What this image illustrates is the extremity of austerity measures taken by a deranged theocratic regime. A heavily enforced curfew in a State where the cult of the Eternal Leader is imposed in some of the most dystopian ways imaginable.
17: “Look at any Denmark, Finland, Norway, etc. And Democratic Socialist country. The happiest countries on the planet.”
Try “Look at [small, geographically-insulated, racially-homogeneous nations with millenia of tradition, high IQs and oingoing strong social networks that are currently free-riding on America for security guarantees]. The happiest countries on the planet.”
Fixed that for you.
“austerity measures”
The austerity of socialism and communism you mean. Where everyone is equally poor.

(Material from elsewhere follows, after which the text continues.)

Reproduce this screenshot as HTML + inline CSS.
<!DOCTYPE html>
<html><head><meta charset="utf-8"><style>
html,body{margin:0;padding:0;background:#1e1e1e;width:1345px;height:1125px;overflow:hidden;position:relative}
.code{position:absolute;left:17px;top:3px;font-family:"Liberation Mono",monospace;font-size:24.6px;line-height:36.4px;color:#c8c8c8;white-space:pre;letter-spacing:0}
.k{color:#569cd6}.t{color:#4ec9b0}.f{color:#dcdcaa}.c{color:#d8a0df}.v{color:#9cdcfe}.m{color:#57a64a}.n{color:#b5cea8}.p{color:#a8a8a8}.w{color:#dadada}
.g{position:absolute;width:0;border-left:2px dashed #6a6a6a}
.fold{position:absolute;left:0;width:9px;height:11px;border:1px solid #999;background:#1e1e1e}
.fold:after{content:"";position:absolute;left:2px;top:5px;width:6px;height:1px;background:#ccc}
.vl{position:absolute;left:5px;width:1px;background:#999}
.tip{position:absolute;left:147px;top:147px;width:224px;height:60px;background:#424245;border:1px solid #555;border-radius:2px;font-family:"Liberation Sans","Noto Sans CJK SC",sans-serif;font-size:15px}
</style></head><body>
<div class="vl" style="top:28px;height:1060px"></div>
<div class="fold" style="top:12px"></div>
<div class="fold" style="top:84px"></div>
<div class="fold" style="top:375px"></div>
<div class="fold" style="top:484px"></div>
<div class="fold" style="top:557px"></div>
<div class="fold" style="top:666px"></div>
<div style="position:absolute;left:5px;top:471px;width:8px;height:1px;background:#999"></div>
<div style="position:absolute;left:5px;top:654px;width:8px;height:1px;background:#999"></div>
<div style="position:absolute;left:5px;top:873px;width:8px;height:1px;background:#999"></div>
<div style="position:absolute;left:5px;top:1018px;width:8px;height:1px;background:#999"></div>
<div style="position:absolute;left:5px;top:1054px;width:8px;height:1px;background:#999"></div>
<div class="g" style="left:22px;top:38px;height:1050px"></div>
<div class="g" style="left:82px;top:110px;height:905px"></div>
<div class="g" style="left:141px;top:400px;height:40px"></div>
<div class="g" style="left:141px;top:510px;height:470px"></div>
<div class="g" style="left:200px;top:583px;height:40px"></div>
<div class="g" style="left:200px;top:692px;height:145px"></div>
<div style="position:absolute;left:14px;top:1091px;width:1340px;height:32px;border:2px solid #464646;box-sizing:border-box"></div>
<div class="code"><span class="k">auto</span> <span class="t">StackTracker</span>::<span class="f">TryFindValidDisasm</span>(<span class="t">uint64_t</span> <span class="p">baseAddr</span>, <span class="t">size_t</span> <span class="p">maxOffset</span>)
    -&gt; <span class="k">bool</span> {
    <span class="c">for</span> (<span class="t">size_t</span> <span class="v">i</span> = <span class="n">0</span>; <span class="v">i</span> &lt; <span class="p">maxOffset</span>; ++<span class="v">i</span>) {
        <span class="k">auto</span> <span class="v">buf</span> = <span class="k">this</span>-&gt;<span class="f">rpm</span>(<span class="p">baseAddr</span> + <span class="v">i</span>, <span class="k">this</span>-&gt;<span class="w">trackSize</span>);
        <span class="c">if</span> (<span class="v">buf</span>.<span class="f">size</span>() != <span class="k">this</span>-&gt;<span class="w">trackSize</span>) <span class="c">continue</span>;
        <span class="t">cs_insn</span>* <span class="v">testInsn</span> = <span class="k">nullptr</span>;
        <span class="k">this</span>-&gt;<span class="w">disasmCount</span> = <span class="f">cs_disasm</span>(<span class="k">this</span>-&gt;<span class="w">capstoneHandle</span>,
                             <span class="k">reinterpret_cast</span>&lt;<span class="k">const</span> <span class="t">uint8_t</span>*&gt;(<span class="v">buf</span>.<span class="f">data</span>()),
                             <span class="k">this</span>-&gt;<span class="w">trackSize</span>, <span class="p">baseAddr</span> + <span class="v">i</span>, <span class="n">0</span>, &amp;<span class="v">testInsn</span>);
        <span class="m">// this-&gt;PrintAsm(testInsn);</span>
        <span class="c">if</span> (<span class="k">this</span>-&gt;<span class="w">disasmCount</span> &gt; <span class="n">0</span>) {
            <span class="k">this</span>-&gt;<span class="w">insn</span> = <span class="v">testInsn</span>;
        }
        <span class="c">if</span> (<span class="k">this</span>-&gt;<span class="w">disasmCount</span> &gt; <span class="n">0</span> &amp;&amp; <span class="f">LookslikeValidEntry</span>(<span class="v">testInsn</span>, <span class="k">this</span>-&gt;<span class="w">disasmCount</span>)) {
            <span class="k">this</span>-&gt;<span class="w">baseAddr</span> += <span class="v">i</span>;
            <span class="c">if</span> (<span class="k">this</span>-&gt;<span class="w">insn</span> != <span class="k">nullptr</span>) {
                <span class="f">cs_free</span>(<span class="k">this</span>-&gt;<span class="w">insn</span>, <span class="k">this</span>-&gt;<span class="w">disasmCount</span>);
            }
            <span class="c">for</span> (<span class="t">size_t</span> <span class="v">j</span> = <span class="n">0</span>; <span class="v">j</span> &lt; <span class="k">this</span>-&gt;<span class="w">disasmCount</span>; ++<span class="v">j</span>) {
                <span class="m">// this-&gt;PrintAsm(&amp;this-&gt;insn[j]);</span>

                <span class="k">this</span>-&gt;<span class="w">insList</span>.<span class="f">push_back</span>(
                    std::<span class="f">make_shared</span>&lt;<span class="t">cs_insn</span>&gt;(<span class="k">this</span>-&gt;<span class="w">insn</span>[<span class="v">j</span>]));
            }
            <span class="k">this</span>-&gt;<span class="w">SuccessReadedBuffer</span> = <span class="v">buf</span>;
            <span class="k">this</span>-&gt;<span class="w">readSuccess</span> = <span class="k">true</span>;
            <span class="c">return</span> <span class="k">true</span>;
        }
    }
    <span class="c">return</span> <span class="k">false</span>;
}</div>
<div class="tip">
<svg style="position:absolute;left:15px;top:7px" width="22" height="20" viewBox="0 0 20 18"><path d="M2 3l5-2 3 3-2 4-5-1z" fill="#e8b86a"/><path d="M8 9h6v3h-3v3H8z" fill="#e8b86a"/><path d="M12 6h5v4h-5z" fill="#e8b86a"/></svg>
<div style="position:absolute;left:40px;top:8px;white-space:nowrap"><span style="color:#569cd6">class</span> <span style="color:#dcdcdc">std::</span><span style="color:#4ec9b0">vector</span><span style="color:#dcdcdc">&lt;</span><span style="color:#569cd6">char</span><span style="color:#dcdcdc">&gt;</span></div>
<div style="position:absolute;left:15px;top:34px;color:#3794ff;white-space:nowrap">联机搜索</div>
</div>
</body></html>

But I bet Occupy Seattle’s chant “everything for everyone” would heartened the cruel economic planners of North Korea.
@14 if all the things that America enjoys were produced with our borders you bet your ass we would be spewing thousands of times more shit into the atmosphere from all the factories required to produced the immense amount of electricity to do everything from power home to powering the machinery to run all of the factories.

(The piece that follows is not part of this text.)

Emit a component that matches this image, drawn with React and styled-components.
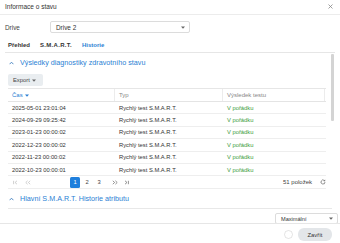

I call bullshit on your claim that any western states treat the environment any better or more efficiently. Right now we are just subsidizing it out to all the poor eastern countries which produce all of the pollution that we benefit from.
Are you really that ignorant or blindly nationalistic about the west? That is just sad.
How does some act ‘nationalistic’ about the ‘west’?
But we should give the North Koreans a medal for having small carbon footprints. Amazing how environmentally friendly the poverty is.